=== What is required ===
Restate each line word for word. Leave out every picture.

── Input for this task

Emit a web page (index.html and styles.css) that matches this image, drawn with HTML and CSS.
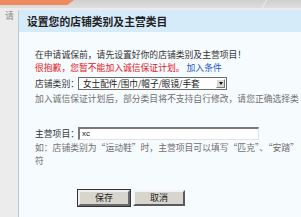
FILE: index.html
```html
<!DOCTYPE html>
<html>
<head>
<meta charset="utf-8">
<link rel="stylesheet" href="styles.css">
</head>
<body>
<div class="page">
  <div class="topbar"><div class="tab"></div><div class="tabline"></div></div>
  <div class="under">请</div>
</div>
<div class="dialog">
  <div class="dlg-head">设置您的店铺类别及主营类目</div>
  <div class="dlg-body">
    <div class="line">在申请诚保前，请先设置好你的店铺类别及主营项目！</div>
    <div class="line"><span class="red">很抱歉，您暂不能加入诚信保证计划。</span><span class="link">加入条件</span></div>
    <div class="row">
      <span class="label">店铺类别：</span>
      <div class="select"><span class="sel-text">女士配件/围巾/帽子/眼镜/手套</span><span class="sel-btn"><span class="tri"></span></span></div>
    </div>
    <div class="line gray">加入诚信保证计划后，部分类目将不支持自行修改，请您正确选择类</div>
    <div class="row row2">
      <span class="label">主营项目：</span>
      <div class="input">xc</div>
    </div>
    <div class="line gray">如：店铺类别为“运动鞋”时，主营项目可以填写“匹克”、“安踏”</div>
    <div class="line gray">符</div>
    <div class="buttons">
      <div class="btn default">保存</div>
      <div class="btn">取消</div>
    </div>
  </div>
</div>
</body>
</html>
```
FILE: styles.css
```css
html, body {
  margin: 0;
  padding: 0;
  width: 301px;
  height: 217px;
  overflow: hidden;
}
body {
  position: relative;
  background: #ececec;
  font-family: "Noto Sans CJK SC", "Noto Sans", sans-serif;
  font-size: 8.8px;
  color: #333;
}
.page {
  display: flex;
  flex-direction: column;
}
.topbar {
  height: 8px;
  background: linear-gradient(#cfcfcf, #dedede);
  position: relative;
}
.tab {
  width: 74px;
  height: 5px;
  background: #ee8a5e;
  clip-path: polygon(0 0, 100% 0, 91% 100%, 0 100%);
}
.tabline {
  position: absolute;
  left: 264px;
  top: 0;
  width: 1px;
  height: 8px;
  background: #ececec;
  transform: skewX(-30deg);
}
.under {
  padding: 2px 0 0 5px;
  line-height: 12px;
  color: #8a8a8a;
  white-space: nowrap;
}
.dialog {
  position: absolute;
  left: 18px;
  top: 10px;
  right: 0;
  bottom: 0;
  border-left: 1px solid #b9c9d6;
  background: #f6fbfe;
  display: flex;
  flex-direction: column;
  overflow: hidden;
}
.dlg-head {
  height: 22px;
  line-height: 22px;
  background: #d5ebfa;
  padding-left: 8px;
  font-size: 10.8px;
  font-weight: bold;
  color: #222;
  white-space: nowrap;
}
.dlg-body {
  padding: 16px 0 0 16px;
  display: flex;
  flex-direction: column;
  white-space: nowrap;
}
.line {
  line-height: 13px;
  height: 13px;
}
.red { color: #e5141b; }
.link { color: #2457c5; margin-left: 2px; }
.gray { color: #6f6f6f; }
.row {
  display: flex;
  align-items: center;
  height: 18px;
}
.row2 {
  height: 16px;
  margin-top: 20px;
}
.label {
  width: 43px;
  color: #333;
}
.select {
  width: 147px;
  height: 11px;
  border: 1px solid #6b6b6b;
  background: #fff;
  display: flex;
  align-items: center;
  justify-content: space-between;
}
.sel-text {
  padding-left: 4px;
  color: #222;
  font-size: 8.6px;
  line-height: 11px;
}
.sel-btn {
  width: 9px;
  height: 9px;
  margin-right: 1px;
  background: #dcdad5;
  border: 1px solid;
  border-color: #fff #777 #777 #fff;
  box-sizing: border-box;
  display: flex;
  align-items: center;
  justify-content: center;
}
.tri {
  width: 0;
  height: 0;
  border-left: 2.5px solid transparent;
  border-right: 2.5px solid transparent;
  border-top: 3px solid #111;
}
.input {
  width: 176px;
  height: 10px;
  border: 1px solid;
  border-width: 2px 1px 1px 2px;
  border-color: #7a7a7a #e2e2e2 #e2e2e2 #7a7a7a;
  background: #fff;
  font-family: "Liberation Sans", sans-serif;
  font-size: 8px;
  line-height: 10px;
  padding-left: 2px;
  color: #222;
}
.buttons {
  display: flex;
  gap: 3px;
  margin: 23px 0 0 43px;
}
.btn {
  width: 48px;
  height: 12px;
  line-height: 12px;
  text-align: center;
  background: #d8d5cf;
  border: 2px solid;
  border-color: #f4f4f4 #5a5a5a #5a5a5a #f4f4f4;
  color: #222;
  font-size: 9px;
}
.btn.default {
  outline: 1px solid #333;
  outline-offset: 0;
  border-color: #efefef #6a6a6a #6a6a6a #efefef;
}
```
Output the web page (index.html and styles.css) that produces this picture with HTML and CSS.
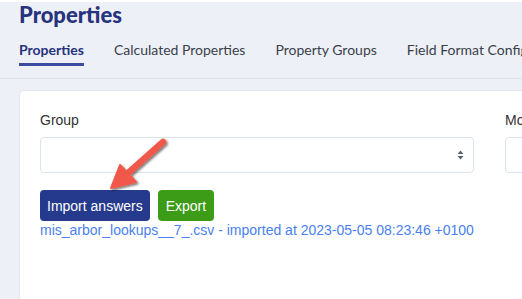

────

=== Response ===
Emit a web page (index.html and styles.css) that matches this image, drawn with HTML and CSS.
FILE: index.html
```html
<!DOCTYPE html>
<html>
<head>
<meta charset="utf-8">
<link rel="stylesheet" href="styles.css">
</head>
<body>
<div class="page">
  <div class="topbar"><div class="tab"></div><div class="tabline"></div></div>
  <div class="under">请</div>
</div>
<div class="dialog">
  <div class="dlg-head">设置您的店铺类别及主营类目</div>
  <div class="dlg-body">
    <div class="line">在申请诚保前，请先设置好你的店铺类别及主营项目！</div>
    <div class="line"><span class="red">很抱歉，您暂不能加入诚信保证计划。</span><span class="link">加入条件</span></div>
    <div class="row">
      <span class="label">店铺类别：</span>
      <div class="select"><span class="sel-text">女士配件/围巾/帽子/眼镜/手套</span><span class="sel-btn"><span class="tri"></span></span></div>
    </div>
    <div class="line gray">加入诚信保证计划后，部分类目将不支持自行修改，请您正确选择类</div>
    <div class="row row2">
      <span class="label">主营项目：</span>
      <div class="input">xc</div>
    </div>
    <div class="line gray">如：店铺类别为“运动鞋”时，主营项目可以填写“匹克”、“安踏”</div>
    <div class="line gray">符</div>
    <div class="buttons">
      <div class="btn default">保存</div>
      <div class="btn">取消</div>
    </div>
  </div>
</div>
</body>
</html>
```
FILE: styles.css
```css
html, body {
  margin: 0;
  padding: 0;
  width: 301px;
  height: 217px;
  overflow: hidden;
}
body {
  position: relative;
  background: #ececec;
  font-family: "Noto Sans CJK SC", "Noto Sans", sans-serif;
  font-size: 8.8px;
  color: #333;
}
.page {
  display: flex;
  flex-direction: column;
}
.topbar {
  height: 8px;
  background: linear-gradient(#cfcfcf, #dedede);
  position: relative;
}
.tab {
  width: 74px;
  height: 5px;
  background: #ee8a5e;
  clip-path: polygon(0 0, 100% 0, 91% 100%, 0 100%);
}
.tabline {
  position: absolute;
  left: 264px;
  top: 0;
  width: 1px;
  height: 8px;
  background: #ececec;
  transform: skewX(-30deg);
}
.under {
  padding: 2px 0 0 5px;
  line-height: 12px;
  color: #8a8a8a;
  white-space: nowrap;
}
.dialog {
  position: absolute;
  left: 18px;
  top: 10px;
  right: 0;
  bottom: 0;
  border-left: 1px solid #b9c9d6;
  background: #f6fbfe;
  display: flex;
  flex-direction: column;
  overflow: hidden;
}
.dlg-head {
  height: 22px;
  line-height: 22px;
  background: #d5ebfa;
  padding-left: 8px;
  font-size: 10.8px;
  font-weight: bold;
  color: #222;
  white-space: nowrap;
}
.dlg-body {
  padding: 16px 0 0 16px;
  display: flex;
  flex-direction: column;
  white-space: nowrap;
}
.line {
  line-height: 13px;
  height: 13px;
}
.red { color: #e5141b; }
.link { color: #2457c5; margin-left: 2px; }
.gray { color: #6f6f6f; }
.row {
  display: flex;
  align-items: center;
  height: 18px;
}
.row2 {
  height: 16px;
  margin-top: 20px;
}
.label {
  width: 43px;
  color: #333;
}
.select {
  width: 147px;
  height: 11px;
  border: 1px solid #6b6b6b;
  background: #fff;
  display: flex;
  align-items: center;
  justify-content: space-between;
}
.sel-text {
  padding-left: 4px;
  color: #222;
  font-size: 8.6px;
  line-height: 11px;
}
.sel-btn {
  width: 9px;
  height: 9px;
  margin-right: 1px;
  background: #dcdad5;
  border: 1px solid;
  border-color: #fff #777 #777 #fff;
  box-sizing: border-box;
  display: flex;
  align-items: center;
  justify-content: center;
}
.tri {
  width: 0;
  height: 0;
  border-left: 2.5px solid transparent;
  border-right: 2.5px solid transparent;
  border-top: 3px solid #111;
}
.input {
  width: 176px;
  height: 10px;
  border: 1px solid;
  border-width: 2px 1px 1px 2px;
  border-color: #7a7a7a #e2e2e2 #e2e2e2 #7a7a7a;
  background: #fff;
  font-family: "Liberation Sans", sans-serif;
  font-size: 8px;
  line-height: 10px;
  padding-left: 2px;
  color: #222;
}
.buttons {
  display: flex;
  gap: 3px;
  margin: 23px 0 0 43px;
}
.btn {
  width: 48px;
  height: 12px;
  line-height: 12px;
  text-align: center;
  background: #d8d5cf;
  border: 2px solid;
  border-color: #f4f4f4 #5a5a5a #5a5a5a #f4f4f4;
  color: #222;
  font-size: 9px;
}
.btn.default {
  outline: 1px solid #333;
  outline-offset: 0;
  border-color: #efefef #6a6a6a #6a6a6a #efefef;
}
```
Output the web page (index.html and styles.css) that produces this picture with HTML and CSS.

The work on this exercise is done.